We know that separating out glass, paper, aluminum, etc. just adds to our tax burden every time we take that stuff down to the government-run recycling depot. Not to mention wasting the citizens' time during the separation, the hassle of storing it, and the gasoline used to haul it to the recycling center.
Better to just bury it and be done with it.
In the 1920s, gambling or liquor were not permitted in WVa. At the Greenbrier, if someone was interested in it, they were referred to a customer who had a house on the grounds. A few years ago, they were clearing the land near this house, and discovered his empty bottles.
It turns out it was traincarloads of now priceless but empty Dom Perignon, wines, and scotch.
The guy was a broker, but I guess made a few bucks on the side gambling, and knew how to live. An inspirational story. I'd like to be someone's archeological site sometime.
Mother Earth taking care of humanity yet again.
Of course, if she would have just opened the ground beneath the trash mountain, that would have been something.

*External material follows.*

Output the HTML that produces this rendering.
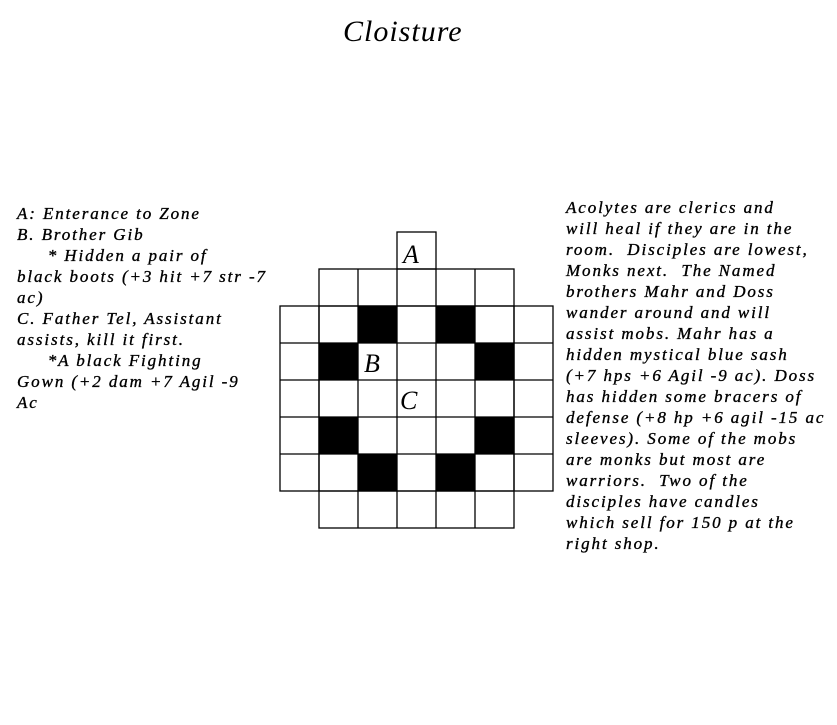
<!DOCTYPE html>
<html><head><meta charset="utf-8"><style>
html,body{margin:0;padding:0;background:#fff;width:837px;height:725px;overflow:hidden;position:relative}
.t{position:absolute;font-family:"Liberation Serif",serif;font-style:italic;color:#000;white-space:pre;font-size:17px;letter-spacing:1.9px;line-height:21px;-webkit-text-stroke:0.35px #000}
</style></head><body>
<div class="t" style="left:343px;top:14px;font-size:30px;letter-spacing:1px;line-height:36px;-webkit-text-stroke:0">Cloisture</div>
<div class="t" style="left:17px;top:203px">A: Enterance to Zone
B. Brother Gib
     * Hidden a pair of
black boots (+3 hit +7 str -7
ac)
C. Father Tel, Assistant
assists, kill it first.
     *A black Fighting
Gown (+2 dam +7 Agil -9
Ac</div>
<div class="t" style="left:566px;top:197px">Acolytes are clerics and
will heal if they are in the
room.  Disciples are lowest,
Monks next.  The Named
brothers Mahr and Doss
wander around and will
assist mobs. Mahr has a
hidden mystical blue sash
(+7 hps +6 Agil -9 ac). Doss
has hidden some bracers of
defense (+8 hp +6 agil -15 ac
sleeves). Some of the mobs
are monks but most are
warriors.  Two of the
disciples have candles
which sell for 150 p at the
right shop.</div>
<svg style="position:absolute;left:0;top:0" width="837" height="725">
<g fill="#000">
<rect x="358" y="306" width="39" height="37"/><rect x="436" y="306" width="39" height="37"/>
<rect x="319" y="343" width="39" height="37"/><rect x="475" y="343" width="39" height="37"/>
<rect x="319" y="417" width="39" height="37"/><rect x="475" y="417" width="39" height="37"/>
<rect x="358" y="454" width="39" height="37"/><rect x="436" y="454" width="39" height="37"/>
</g>
<g stroke="#000" stroke-width="1.3" fill="none">
<rect x="397" y="232" width="39" height="37"/>
<rect x="319" y="269" width="195" height="259"/>
<rect x="280" y="306" width="273" height="185"/>
<line x1="358" y1="269" x2="358" y2="528"/>
<line x1="397" y1="269" x2="397" y2="528"/>
<line x1="436" y1="269" x2="436" y2="528"/>
<line x1="475" y1="269" x2="475" y2="528"/>
<line x1="319" y1="306" x2="319" y2="491"/>
<line x1="514" y1="306" x2="514" y2="491"/>
<line x1="319" y1="306" x2="514" y2="306"/>
<line x1="280" y1="343" x2="553" y2="343"/>
<line x1="280" y1="380" x2="553" y2="380"/>
<line x1="280" y1="417" x2="553" y2="417"/>
<line x1="280" y1="454" x2="553" y2="454"/>
<line x1="319" y1="491" x2="514" y2="491"/>
</g>
<g font-family="Liberation Serif,serif" font-style="italic" font-size="26" fill="#000">
<text x="403" y="263">A</text>
<text x="364" y="372">B</text>
<text x="400" y="409">C</text>
</g>
</svg>
</body></html>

In most cases, true. But in cases where paper may be handled in bulk [e.g. palettes of undistributed phone books, etc.] there's no reason not to.
If it takes one man hour to handle 20 tons of paper for recycling, it can be well worth it. If it takes 20 man hours to handle 1 ton, it's probably not worth it.
Tree farms are capable of producing as much pulpwood as is needed. Besides, if reducing atmosphereic CO2 is desirable, growing trees, turning them into paper, and landfilling them will be an effective method of sequestering CO2.
We save a ton of money on waste disposal and making steam from a waste product. But we are heavily regulated and have huge expenses to monitor our emissions. We have computers out of the whazoo to track everything in the process.
And that's the truth! I don't recycle so I don't feel bad about it.
Recycling takes time, and that is the one unrenewable resource.
The main point is: recycling CAN work in the private sector. There are certainly materials which are amenable to do so. The thesis that all recycling is an utter waste is flat-out wrong.